That’s what really did Artisan in, Moul said. Yes, he had made mistakes, but he could have recovered from them, if he had just slowed down.
He described the process of running Artisan as “driving down a dark, winding road and stepping on the gas.”
In the end, Artisan “built something that no one was ready for,” he said.
They had built a product that aimed to let companies change their mobile apps as easily as they updated their websites. But did customers really want that? Moul said if he were to do it again, he would start small, with a simple initial product, build a following for it and then add features from there.
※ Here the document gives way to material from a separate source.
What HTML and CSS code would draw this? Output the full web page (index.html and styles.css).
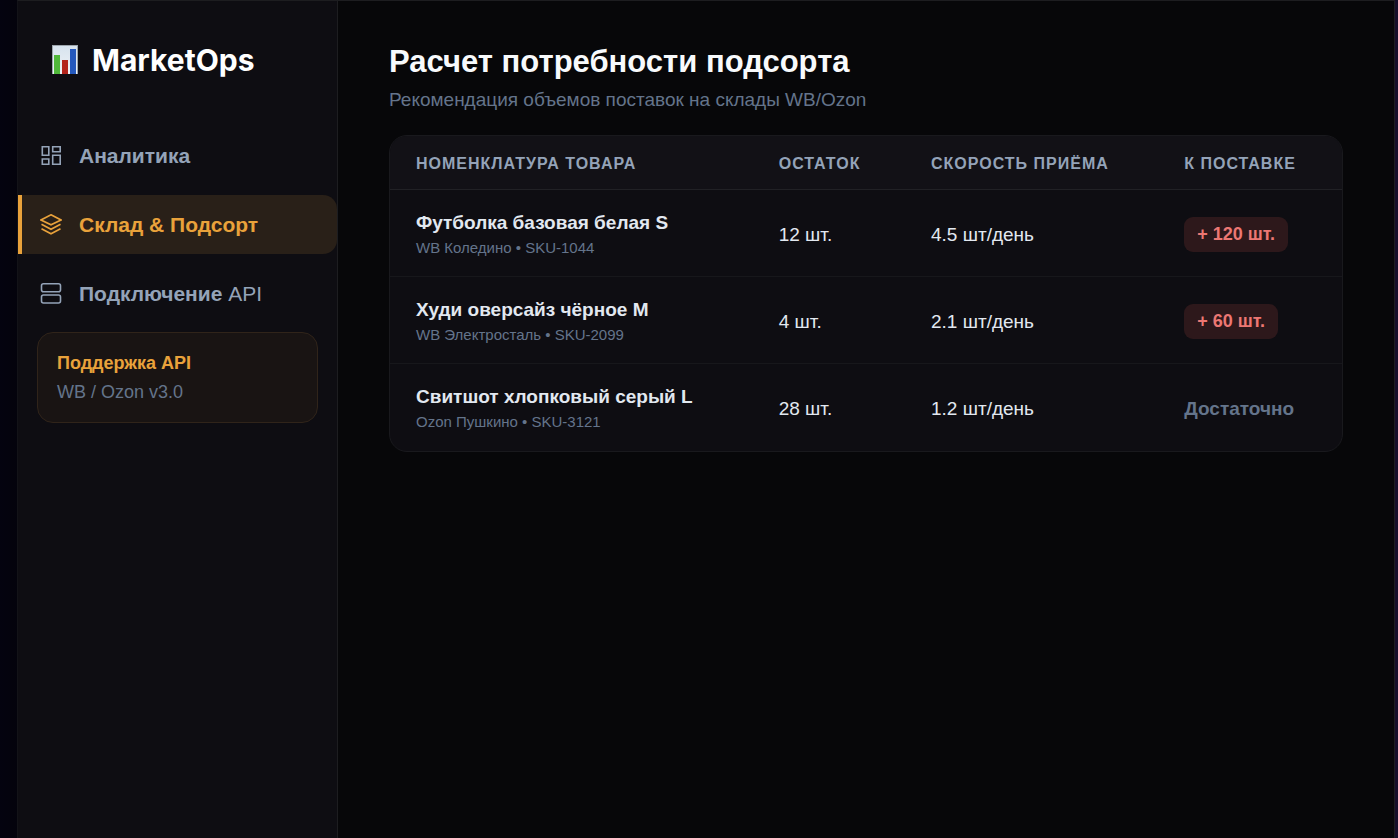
FILE: index.html
```html
<!DOCTYPE html>
<html lang="ru">
<head>
<meta charset="utf-8">
<meta name="viewport" content="width=device-width, initial-scale=1">
<title>MarketOps</title>
<link rel="stylesheet" href="styles.css">
</head>
<body>
<div class="app">
  <aside class="sidebar">
    <div class="brand">
      <svg class="brand-icon" viewBox="0 0 26 30" aria-hidden="true">
        <defs>
          <linearGradient id="paper" x2="0" y2="1"><stop stop-color="#d7e3ee"/><stop offset="1" stop-color="#eef2f6"/></linearGradient>
        </defs>
        <rect width="26" height="29" fill="#9da5ac"/>
        <rect x="1" y="1" width="24" height="28" fill="url(#paper)"/>
        <rect x="2" y="10" width="6" height="19" fill="#50b83a"/>
        <rect x="10" y="15" width="6" height="14" fill="#b3241c"/>
        <rect x="18" y="4" width="6" height="25" fill="#2458bd"/>
      </svg>
      <span>MarketOps</span>
    </div>
    <nav class="nav">
      <a class="nav-item" href="#analytics">
        <svg class="nav-icon" viewBox="0 0 22 22" aria-hidden="true"><path d="M2.300 1.800h6.500v8.500H2.300zM12.700 1.800h7.500v5h-7.500zM12.700 10.300h7.500v9h-7.500zM2.300 14h6.500v5.300H2.300z"/></svg>
        <span>Аналитика</span>
      </a>
      <a class="nav-item active" href="#stock" aria-current="page">
        <svg class="nav-icon" viewBox="0 0 22 22" aria-hidden="true"><path d="M11 .8 21 6l-10 4.800L1 6zM1.500 10.300l9.500 5 9.500-5M1.500 14.800l9.500 5 9.500-5"/></svg>
        <span>Склад &amp; Подсорт</span>
      </a>
      <a class="nav-item" href="#api">
        <svg class="nav-icon" viewBox="0 0 22 22" aria-hidden="true"><rect x="1.500" y=".8" width="19" height="8" rx="2"/><rect x="1.500" y="12" width="19" height="8" rx="2"/></svg>
        <span>Подключение <span class="light">API</span></span>
      </a>
    </nav>
    <div class="support">
      <strong>Поддержка API</strong>
      <span>WB / Ozon v3.0</span>
    </div>
  </aside>
  <main class="main">
    <h1>Расчет потребности подсорта</h1>
    <p class="subtitle">Рекомендация объемов поставок на склады WB/Ozon</p>
    <div class="card">
      <table>
        <thead>
          <tr><th class="col-name">Номенклатура товара</th><th class="col-stock">Остаток</th><th class="col-speed">Скорость приёма</th><th>К поставке</th></tr>
        </thead>
        <tbody>
          <tr><td><div class="name">Футболка базовая белая S</div><div class="sku">WB Коледино • SKU-1044</div></td><td>12 шт.</td><td>4.5 шт/день</td><td><span class="badge">+ 120 шт.</span></td></tr>
          <tr><td><div class="name">Худи оверсайз чёрное M</div><div class="sku">WB Электросталь • SKU-2099</div></td><td>4 шт.</td><td>2.1 шт/день</td><td><span class="badge">+ 60 шт.</span></td></tr>
          <tr><td><div class="name">Свитшот хлопковый серый L</div><div class="sku">Ozon Пушкино • SKU-3121</div></td><td>28 шт.</td><td>1.2 шт/день</td><td><span class="enough">Достаточно</span></td></tr>
        </tbody>
      </table>
    </div>
  </main>
</div>
</body>
</html>
```
FILE: styles.css
```css
* { box-sizing: border-box; }

body {
  margin: 0;
  padding: 0 3px 0 17px;
  background: linear-gradient(90deg, #04030f, #04030c 17px, #160f2a);
  color: #e2e8f0;
  font-family: "Liberation Sans", Arial, sans-serif;
}

.app {
  display: flex;
  min-height: 100vh;
  background: #070709;
  border: 1px solid #1d1d20;
  border-bottom: 0;
  border-left-color: #131318;
}

.sidebar {
  flex: 0 0 320px;
  background: #0e0d12;
  border-right: 1px solid #1d1d20;
}

.brand {
  display: flex;
  align-items: center;
  gap: 14px;
  padding: 40px 34px 0;
  color: #fff;
  font: 700 30px/38px Inter, sans-serif;
}

.brand-icon { width: 26px; height: 30px; }

.nav {
  display: flex;
  flex-direction: column;
  gap: 10px;
  padding-top: 47px;
}

.nav-item {
  display: flex;
  align-items: center;
  gap: 17px;
  height: 59px;
  padding-left: 18px;
  border-left: 4px solid transparent;
  border-radius: 0 14px 14px 0;
  color: #94a3b8;
  font-size: 21px;
  font-weight: 700;
  line-height: 27px;
  text-decoration: none;
}

.nav-item.active {
  background: #292018;
  border-left-color: #e9a23b;
  color: #e9a23b;
}

.nav-icon {
  width: 22px;
  height: 22px;
  fill: none;
  stroke: currentColor;
  stroke-width: 1.6;
}

.light { font-weight: 400; }

.support {
  display: flex;
  flex-direction: column;
  margin: 9px 19px 0;
  padding: 16px 19px 15px;
  border: 1px solid #30241a;
  border-radius: 16px;
  background: #191413;
  color: #64748b;
  font-size: 18px;
  line-height: 29px;
}

.support strong { color: #e9a23b; }

.main {
  flex: 1;
  padding: 41px 51px;
}

h1 {
  margin: 0;
  color: #f8fafc;
  font-size: 31px;
  line-height: 40px;
}

.subtitle {
  margin: 5px 0 23px;
  color: #64748b;
  font-size: 19px;
  line-height: 25px;
}

.card {
  overflow: hidden;
  border: 1px solid #19191d;
  border-radius: 18px;
  background: #0e0d12;
}

table {
  width: 100%;
  border-collapse: separate;
  border-spacing: 0;
  table-layout: fixed;
  text-align: left;
}

th {
  height: 54px;
  padding: 2px 0 0 26px;
  border-bottom: 1px solid #212125;
  background: #121116;
  color: #94a3b8;
  font-size: 16px;
  letter-spacing: 1px;
  text-transform: uppercase;
  white-space: nowrap;
}

.col-name { width: 38.100%; }
.col-stock { width: 16%; }
.col-speed { width: 26.600%; }

td {
  height: 87px;
  padding: 3px 0 0 26px;
  border-bottom: 1px solid #17171b;
  font-size: 19px;
}

tr:last-child td { border-bottom-color: transparent; }

.name {
  font-weight: 700;
  line-height: 26px;
}

.sku {
  color: #64748b;
  font-size: 15px;
  line-height: 24px;
}

.badge {
  display: inline-block;
  padding: 0 13px;
  border-radius: 9px;
  background: #2d181b;
  color: #ec7773;
  font-size: 18px;
  font-weight: 700;
  line-height: 35px;
}

.enough {
  color: #64748b;
  font-weight: 700;
}
```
He also would have gotten more feedback from prospective customers.
Here’s some more of the advice he gave.
- Keep your burn rate low until you prove your business model and traction. Moul said he “staffed up way too quickly.”
- Don’t get caught up with being first. “[Being] first only buys you so much,” he said. “Building the right product is way more important.” But, Moul said, he was “absolutely obsessed with being first to market.”
- Don’t hire a VP of sales at your early-stage tech company. If the CEO can’t figure out how to sell it, that’s a problem, he said. “I delegated sales and I will never do that again,” he said.
- Don’t worry about what people are going to say. “You’re running the company for your shareholders,” he said. “Not the media.”
- Don’t get caught up with past successes. An audience member asked Moul, who had executed two successful exits (Boomi to Dell and SCT to SunGard), if he was a “victim of his past success.” Moul said yes, that it was too easy to say, “This is just like Boomi” and apply the same strategy to Artisan.
- Accept a modest pre-money valuation. Because that’ll set you up for the longterm instead of forcing you to hit certain revenue milestones to raise your next round.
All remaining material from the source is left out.